NSW Aboriginal Housing Office

Statutory authority overview
- Formed: 24 July 1998
- Type: Department
- Jurisdiction: New South Wales
- Headquarters: Sydney
- Employees: 78 (2011)
- Annual budget: A$78 million (2011)
- Minister responsible: Hon. Natasha Maclaren-Jones MLC, Minister for Families and Communities, and Minister for Disability Services;
- Statutory authority executive: Famey Williams, Chief Executive;
- Parent Statutory authority: NSW Department of Family and Community Services
- Key document: Aboriginal Housing Act 1998 (NSW);
- Website: www.aho.nsw.gov.au

= Aboriginal Housing Office =

Statutory authority in New South Wales, Australia

The NSW Aboriginal Housing Office (AHO) is a statutory authority within NSW Department of Family and Community Services in the Government of New South Wales that is responsible for the planning, development, delivery and evaluation of programs and services to support Aboriginal people in meeting their housing needs in the state of New South Wales, Australia.

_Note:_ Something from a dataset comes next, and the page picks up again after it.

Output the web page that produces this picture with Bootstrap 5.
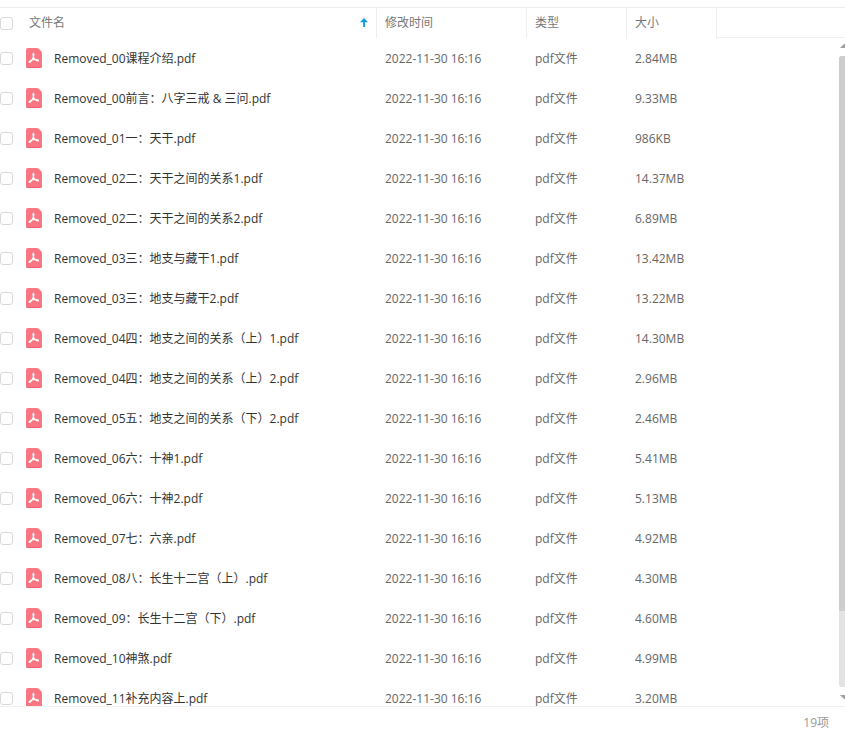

The authority was established pursuant to the Aboriginal Housing Act 1998 and is led by its chief executive, presently, Famey Williams, who reports to an independent board that is ultimately responsible to the Minister for Families and Communities, presently the Hon. Natasha Maclaren-Jones MLC.

==Function==
In exercising its principal functions, the AHO is required to;

- liaise with other government agencies and non-government bodies in the delivery of Aboriginal housing programs and services,
- coordinate Aboriginal housing programs and services with other programs and services that are provided by government agencies (including Commonwealth agencies) and non-government bodies to assist Aboriginal people and Torres Strait Islanders,
- develop priorities for Aboriginal housing programs and services in accordance with the objects of the Act,
- advise the Minister on Aboriginal housing policy,
- develop and implement strategies for the employment of Aboriginal people and Torres Strait Islanders in the delivery of Aboriginal housing programs and services.

The AHO works with the NSW Office of Community Housing and Housing NSW through their roles as complementary providers of social housing and their joint development of regional strategies for housing assistance. The AHO has contractual arrangements with Housing NSW for the provision of services including procurement, and tenancy and asset management.

==History==
The Aboriginal Housing Act (NSW) was passed by the Parliament of New South Wales on 26 June 1998 and the NSW Aboriginal Housing Office was established on 24 July 1998. The passing of the act acknowledged the NSW government's commitment to the management, development and reform of the Aboriginal housing sector in NSW and established the AHO as the single administrative agency for delivering housing and housing-related programs across New South Wales.

Lyall Munro Snr was an inaugural member of the NSW Aboriginal Housing Office and the AHO Regional Aboriginal Housing Committee.